Smart Sessions Module unlocks use cases of scoped access to a Smart Account beyond Session Keys.
Some use cases such as Subscriptions involve making recurrent payments. Since the automatic execution initiated by Smart Contract itself is not possible because of EVM architecture, there’s always a party that initiates such a payment.
To ensure better UX for Smart Account owners we can not expect them to manually pay for every Subscription Period. So users can authorize the subscription provider (or even anyone) to initiate such a payment, as long as this execution is within set limitations: how much to pay and how often to do it.
Such a permission pattern can be implemented with Smart Sessions by carefully configuring policies (for example: RateLimit policy to ensure the payment is done only once per defined period of time and the Universal Action Policy to limit the amount of a stablecoin paid for every subscription period). When the execution parameters are properly scoped it is safe to use the all-approving ISessionValidator (YesSessionValidator), so anyone can trigger the payment as long as it corresponds to the rules defined above.

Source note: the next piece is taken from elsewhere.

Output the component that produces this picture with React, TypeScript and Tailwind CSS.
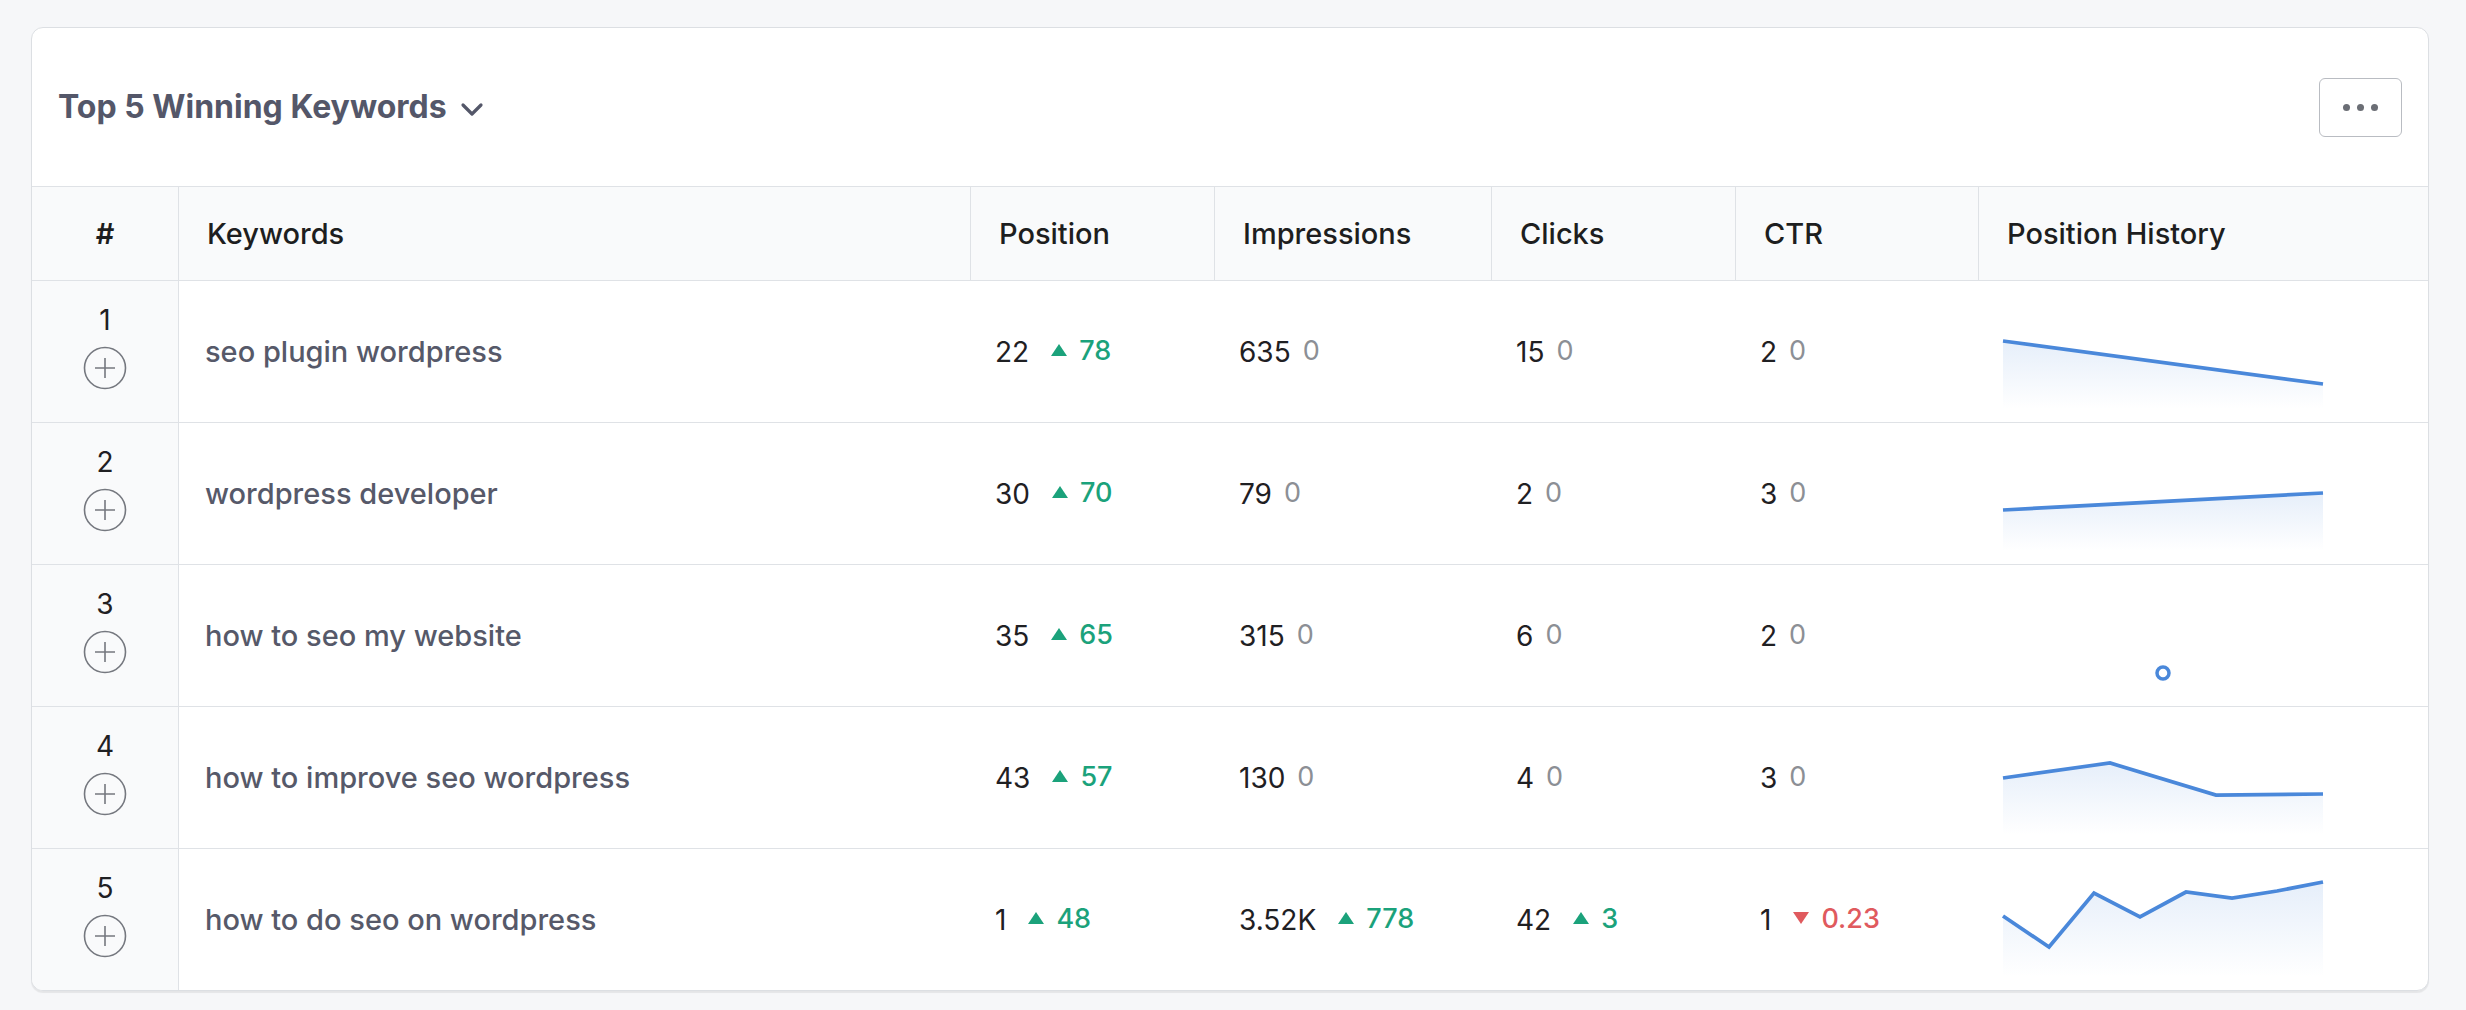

Sudo Permissions (ownership) can be configured via Smart Sessions by using the appropriate ISessionValidator and special policies configuration. How to configure policies for a sudo permission: set 0 userOp policies, then configure 0 actionIds, and set YesPolicy (all approving) as an only fallback policy. In this case any action will fallback to fallback policies list, which only contains all-approving Yes Policy. Thus a given signer can do anything on behalf of a Smart Account.
This pattern unlocks many opportunities, such as turning a Smart Account into a Multisig by configuring a Multisig Signer and an above pattern for policies.